An experimental tool that converts decimal and rational numbers to continued fractions, and vice versa. The program also displays the convergents, and converts the simple continued fractions to regular ones.
For example:
| Entered number | The result |
|---|---|
| 12.34 | [ 12; 2, 1, 16 ] |
| 5/6 | [ 0; 1, 5 ] |
| 0.8(3) | [ 0; 1, 5 ] |
| Entered continued fraction | The result |
|---|---|
| [ 12; 2, 1, 16 ] | 12.34 |
| [ 0; 1, 5 ] | 0.8(3) |
The program accepts various kinds of numbers:
| Input | Meaning |
|---|---|
| 123 | Integer number |
| 12.34 | Decimal number |
| 0.8(3) | Repeating (recurring) decimal |
| 5/6 | Fraction |
| 1.2e‑7 | Scientific notation (1.2×10⁻⁷) |
| pi | Number π ≈ 3.1415926 (1000 digits) |
| e | Euler's (Napier's) number e ≈ 2.7182818 (1000 digits) |
Converting a decimal or rational number to regular continued fraction:
Converting a simple continued fraction to decimal and rational number.
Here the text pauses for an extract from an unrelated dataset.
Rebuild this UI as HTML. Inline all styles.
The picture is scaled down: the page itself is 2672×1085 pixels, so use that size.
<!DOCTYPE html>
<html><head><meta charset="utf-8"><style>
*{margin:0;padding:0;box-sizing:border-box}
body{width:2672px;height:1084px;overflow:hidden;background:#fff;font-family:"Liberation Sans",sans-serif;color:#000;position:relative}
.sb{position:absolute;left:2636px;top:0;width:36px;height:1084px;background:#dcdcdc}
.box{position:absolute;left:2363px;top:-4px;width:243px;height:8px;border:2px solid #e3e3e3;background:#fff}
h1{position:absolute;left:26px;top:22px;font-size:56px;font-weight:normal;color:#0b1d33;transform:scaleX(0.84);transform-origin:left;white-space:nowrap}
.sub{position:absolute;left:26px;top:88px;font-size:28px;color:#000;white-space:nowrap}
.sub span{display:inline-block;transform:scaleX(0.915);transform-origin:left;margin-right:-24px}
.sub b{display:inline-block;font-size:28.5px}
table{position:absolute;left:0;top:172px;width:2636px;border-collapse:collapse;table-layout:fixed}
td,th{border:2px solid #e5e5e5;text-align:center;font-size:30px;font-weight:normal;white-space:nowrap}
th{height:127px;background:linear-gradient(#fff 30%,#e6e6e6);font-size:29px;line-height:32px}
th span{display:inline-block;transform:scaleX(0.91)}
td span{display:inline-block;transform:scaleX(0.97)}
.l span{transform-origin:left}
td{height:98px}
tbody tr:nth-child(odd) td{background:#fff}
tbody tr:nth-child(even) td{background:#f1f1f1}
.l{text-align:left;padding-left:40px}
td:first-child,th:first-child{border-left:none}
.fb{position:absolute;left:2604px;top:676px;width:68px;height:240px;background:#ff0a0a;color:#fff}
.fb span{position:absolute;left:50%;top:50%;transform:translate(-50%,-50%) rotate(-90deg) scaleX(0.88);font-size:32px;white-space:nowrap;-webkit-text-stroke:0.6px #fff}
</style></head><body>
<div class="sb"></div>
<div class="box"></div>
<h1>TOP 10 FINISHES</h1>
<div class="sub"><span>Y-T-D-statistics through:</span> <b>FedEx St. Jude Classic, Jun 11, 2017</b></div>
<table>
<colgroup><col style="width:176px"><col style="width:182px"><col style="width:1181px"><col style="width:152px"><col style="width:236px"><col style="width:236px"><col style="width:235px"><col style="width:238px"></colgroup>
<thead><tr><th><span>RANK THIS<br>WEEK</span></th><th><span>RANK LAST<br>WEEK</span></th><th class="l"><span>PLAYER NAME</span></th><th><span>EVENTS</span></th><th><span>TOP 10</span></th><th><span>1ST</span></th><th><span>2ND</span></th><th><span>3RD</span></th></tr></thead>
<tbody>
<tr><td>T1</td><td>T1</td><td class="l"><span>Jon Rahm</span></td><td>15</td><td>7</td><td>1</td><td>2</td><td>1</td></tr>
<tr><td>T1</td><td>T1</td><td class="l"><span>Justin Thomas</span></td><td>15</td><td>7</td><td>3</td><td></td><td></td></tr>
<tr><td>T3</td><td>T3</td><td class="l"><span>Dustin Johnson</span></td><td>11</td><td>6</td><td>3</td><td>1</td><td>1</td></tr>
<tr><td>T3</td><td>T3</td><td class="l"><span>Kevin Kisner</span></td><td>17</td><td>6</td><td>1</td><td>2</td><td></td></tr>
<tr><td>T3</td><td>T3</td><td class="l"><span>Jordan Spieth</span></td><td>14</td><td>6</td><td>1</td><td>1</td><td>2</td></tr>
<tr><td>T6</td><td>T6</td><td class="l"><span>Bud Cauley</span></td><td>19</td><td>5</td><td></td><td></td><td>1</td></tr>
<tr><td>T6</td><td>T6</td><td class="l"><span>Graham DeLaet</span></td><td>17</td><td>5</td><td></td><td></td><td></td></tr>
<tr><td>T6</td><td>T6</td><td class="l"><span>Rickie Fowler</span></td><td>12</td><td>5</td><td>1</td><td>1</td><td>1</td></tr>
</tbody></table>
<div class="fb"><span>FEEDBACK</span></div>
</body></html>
The output also includes the corrected regular continued fraction:
The program runs in this environment:
- Windows 11 or Windows 10 (64-bit),
- .NET 9.
To use it, download and unzip the latest archive from the Releases section. Launch the ContinuedFractions executable.
Alternatively, the source files can be got from the Releases section too and compiled in Visual Studio 2026 that includes the “.NET desktop development” workload. The program is made in C#, WPF.